Of course, as an academic paper it has a different target audience, so let’s not hold that against it. It also makes sense for it (introducing a new idea) to discuss motivation. But that makes it all the harder to find the important parts in the paper.

And I suspect that’s the reason people write summaries. You don’t need the 1973 motivation, you just need to solve the operator precedence problem!

The best summary and explanation of Pratt parsers I know of (at least for the audience of an amateur programming language designer in 2023) is written by Bob Nystrom in his blogpost “Pratt Parsers: Expression Parsing Made Easy”. You should definitely read it! (Along with other Bob’s writings, like Crafting Interpreters.)

The examples Bob gives are written in Java, and the full example implementation is split across multiple small classes.

I feel that we can do a bit better pedagogically—it can be tricky making sense of the idea when spread out like this, and it can also be challenging to port the idea from OOP to a FP language.

Not that you’d be unable to make sense of the Java code, but I see pedagogical value in trying to simplify even more.

So, that’s my motivation for writing this article! Let’s try and see how would a more minimal and concise implementation look in Elm!

Spoiler: here it is.

The language is pure, immutable, has no escape hatches, has no spooky action at a distance (eg. default arguments or exceptions) and no obscure features (except for perhaps sum types, but even those are thankfully getting more and more common in other languages).

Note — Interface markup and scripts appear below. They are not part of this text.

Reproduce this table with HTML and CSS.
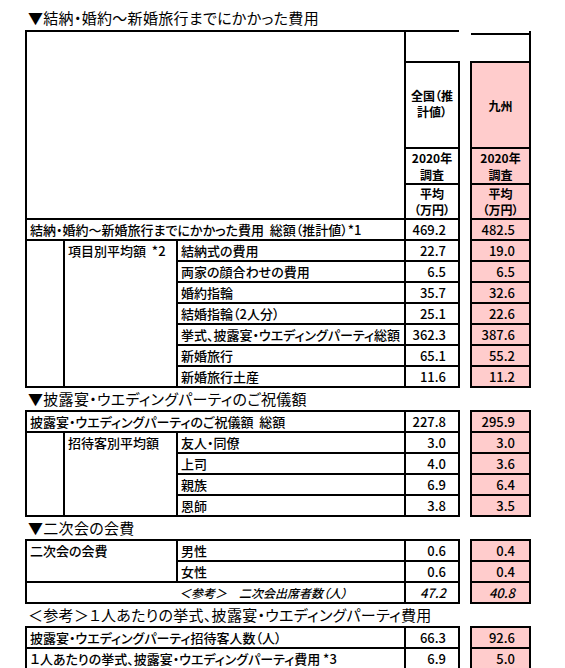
FILE: index.html
```html
<!DOCTYPE html>
<html lang="ja">
<head>
<meta charset="utf-8">
<title>費用</title>
<link rel="stylesheet" href="styles.css">
</head>
<body>
<div class="sheet">
  <h2 class="title first">▼結納・婚約～新婚旅行までにかかった費用</h2>
  <table class="grid">
    <colgroup><col class="c1"><col class="c2"><col class="c3"><col class="cn"><col class="cs"><col class="cp"></colgroup>
    <tr class="h1">
      <td colspan="3" rowspan="4" class="blank"></td>
      <td class="num-top"></td>
      <td rowspan="4" class="sp"></td>
      <td class="pink-top"><div class="cap"></div></td>
    </tr>
    <tr class="h2">
      <td class="hd nat">全国（推<br>計値）</td>
      <td class="hd pink kyu">九州</td>
    </tr>
    <tr class="h3">
      <td class="hd">2020年<br>調査</td>
      <td class="hd pink">2020年<br>調査</td>
    </tr>
    <tr class="h4">
      <td class="hd avg">平均<br>（万円）</td>
      <td class="hd avg pink">平均<br>（万円）</td>
    </tr>
    <tr class="r">
      <td colspan="3">結納・婚約～新婚旅行までにかかった費用&nbsp;&nbsp;総額（推計値）*1</td>
      <td class="n">469.2</td><td class="sp"></td><td class="n pink">482.5</td>
    </tr>
    <tr class="r">
      <td rowspan="7"></td>
      <td rowspan="7" class="top">項目別平均額&nbsp;&nbsp;*2</td>
      <td>結納式の費用</td>
      <td class="n">22.7</td><td class="sp"></td><td class="n pink">19.0</td>
    </tr>
    <tr class="r"><td>両家の顔合わせの費用</td><td class="n">6.5</td><td class="sp"></td><td class="n pink">6.5</td></tr>
    <tr class="r"><td>婚約指輪</td><td class="n">35.7</td><td class="sp"></td><td class="n pink">32.6</td></tr>
    <tr class="r"><td>結婚指輪（2人分）</td><td class="n">25.1</td><td class="sp"></td><td class="n pink">22.6</td></tr>
    <tr class="r"><td>挙式、披露宴・ウエディングパーティ総額</td><td class="n">362.3</td><td class="sp"></td><td class="n pink">387.6</td></tr>
    <tr class="r"><td>新婚旅行</td><td class="n">65.1</td><td class="sp"></td><td class="n pink">55.2</td></tr>
    <tr class="r"><td>新婚旅行土産</td><td class="n">11.6</td><td class="sp"></td><td class="n pink">11.2</td></tr>
  </table>

  <h2 class="title">▼披露宴・ウエディングパーティのご祝儀額</h2>
  <table class="grid">
    <colgroup><col class="c1"><col class="c2"><col class="c3"><col class="cn"><col class="cs"><col class="cp"></colgroup>
    <tr class="r">
      <td colspan="3">披露宴・ウエディングパーティのご祝儀額&nbsp;&nbsp;総額</td>
      <td class="n">227.8</td><td class="sp"></td><td class="n pink">295.9</td>
    </tr>
    <tr class="r">
      <td rowspan="4"></td>
      <td rowspan="4" class="top">招待客別平均額</td>
      <td>友人・同僚</td>
      <td class="n">3.0</td><td class="sp"></td><td class="n pink">3.0</td>
    </tr>
    <tr class="r"><td>上司</td><td class="n">4.0</td><td class="sp"></td><td class="n pink">3.6</td></tr>
    <tr class="r"><td>親族</td><td class="n">6.9</td><td class="sp"></td><td class="n pink">6.4</td></tr>
    <tr class="r"><td>恩師</td><td class="n">3.8</td><td class="sp"></td><td class="n pink">3.5</td></tr>
  </table>

  <h2 class="title">▼二次会の会費</h2>
  <table class="grid">
    <colgroup><col class="c1"><col class="c2"><col class="c3"><col class="cn"><col class="cs"><col class="cp"></colgroup>
    <tr class="r">
      <td colspan="2" rowspan="2" class="top">二次会の会費</td>
      <td>男性</td>
      <td class="n">0.6</td><td class="sp"></td><td class="n pink">0.4</td>
    </tr>
    <tr class="r"><td>女性</td><td class="n">0.6</td><td class="sp"></td><td class="n pink">0.4</td></tr>
    <tr class="r">
      <td colspan="3" class="ref">＜参考＞　二次会出席者数（人）</td>
      <td class="n it">47.2</td><td class="sp"></td><td class="n pink it">40.8</td>
    </tr>
  </table>

  <h2 class="title">＜参考＞１人あたりの挙式、披露宴・ウエディングパーティ費用</h2>
  <table class="grid">
    <colgroup><col class="c1"><col class="c2"><col class="c3"><col class="cn"><col class="cs"><col class="cp"></colgroup>
    <tr class="r">
      <td colspan="3">披露宴・ウエディングパーティ招待客人数（人）</td>
      <td class="n">66.3</td><td class="sp"></td><td class="n pink">92.6</td>
    </tr>
    <tr class="r">
      <td colspan="3">１人あたりの挙式、披露宴・ウエディングパーティ費用 *3</td>
      <td class="n">6.9</td><td class="sp"></td><td class="n pink">5.0</td>
    </tr>
  </table>
</div>
</body>
</html>
```

FILE: styles.css
```css
* { box-sizing: border-box; }
html, body { margin: 0; padding: 0; background: #fff; }
body {
  font-family: "Noto Sans CJK JP", "Noto Sans", sans-serif;
  color: #000;
  font-weight: 500;
  font-feature-settings: "palt";
}
.sheet { padding-left: 25px; width: 565px; }
.title {
  margin: 0;
  font-size: 15px;
  font-weight: 400;
  letter-spacing: 0.3px;
  height: 22px;
  line-height: 22px;
  padding-left: 3px;
  white-space: nowrap;
}
.title.first { height: 30px; line-height: 24px; padding-top: 6px; }

.grid {
  border-collapse: collapse;
  table-layout: fixed;
  width: 505px;
  font-size: 13px;
}
col.c1 { width: 38px; }
col.c2 { width: 113px; }
col.c3 { width: 228px; }
col.cn { width: 54px; }
col.cs { width: 12px; }
col.cp { width: 59px; }

.grid td {
  border: 2px solid #000;
  padding: 0 3px;
  vertical-align: middle;
  white-space: nowrap;
  line-height: 16px;
  overflow: hidden;
}
.grid td.sp { border: none; padding: 0; }
.grid tr.r { height: 21px; }
.grid tr.h1 { height: 31px; }
.grid tr.h2 { height: 86px; }
.grid tr.h3 { height: 35px; }
.grid tr.h4 { height: 34px; }

.grid td.num-top { border-right: none; }
.grid td.pink-top {
  border-left: none;
  border-top: none;
  background: #fff;
  vertical-align: top;
  padding: 0;
}
.cap { margin-top: 2px; border-top: 2px solid #000; }
.grid td.hd {
  text-align: center;
  font-size: 12px;
  font-weight: 700;
  line-height: 17px;
  padding: 0;
}
.grid td.nat { line-height: 16px; padding-bottom: 2px; }
.grid td.avg { vertical-align: top; line-height: 16px; padding-top: 1px; }
.grid td.top { vertical-align: top; padding-top: 2px; }
.grid td.n { text-align: right; padding-right: 12px; }
.grid td.pink { background: #ffcccc; }
.grid td.n.pink { padding-right: 14px; }
.grid td.it, .grid td.ref { font-style: italic; }
.grid td.ref { padding-left: 152px; font-size: 12px; }
```
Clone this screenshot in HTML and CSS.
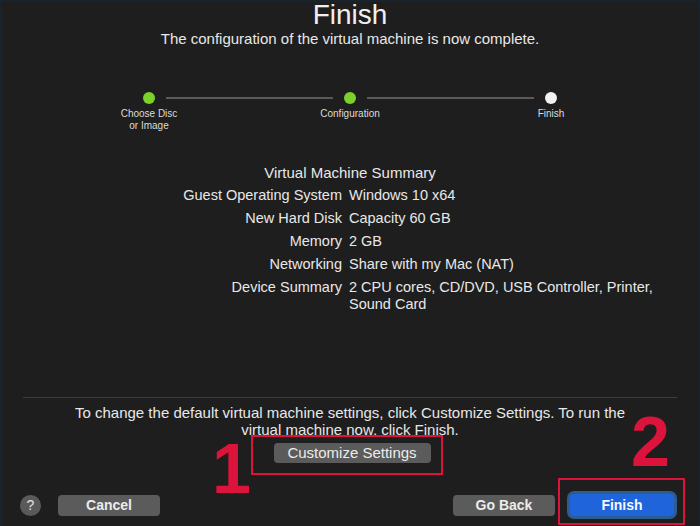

Hence, if you can write it in Elm, you can likely write it in anything else.

Overview

The idea of Pratt parsing is very simple:

Each operator has a precedence (a number) associated with it. Larger number means higher priority, eg. multiplication has higher priority than addition.

The Pratt parser holds a precedence limit. It can be thought of as: “You’re only allowed to parse operators with precedence higher than this number.”

The precedence limit of the top-level expression is 0. Thus you could define your expr(tokens) parser as pratt(0,tokens).

The Pratt parser first parses a prefix expression (the left part of the Op(left, op, right)), then starts a loop.

In the loop it looks at the next token. If there are no tokens left, or if it’s not a known binary operator, or if it is but its precedence is equal or lower than the limit, the parser ends and returns the left expression, alongside an information about what token to look at next (= whatever’s immediately after the left expression).

If the token is a known binary operator with higher precedence than the limit held by the Pratt parser, the parser spawns another Pratt parser with a limit equal to the operator’s precedence.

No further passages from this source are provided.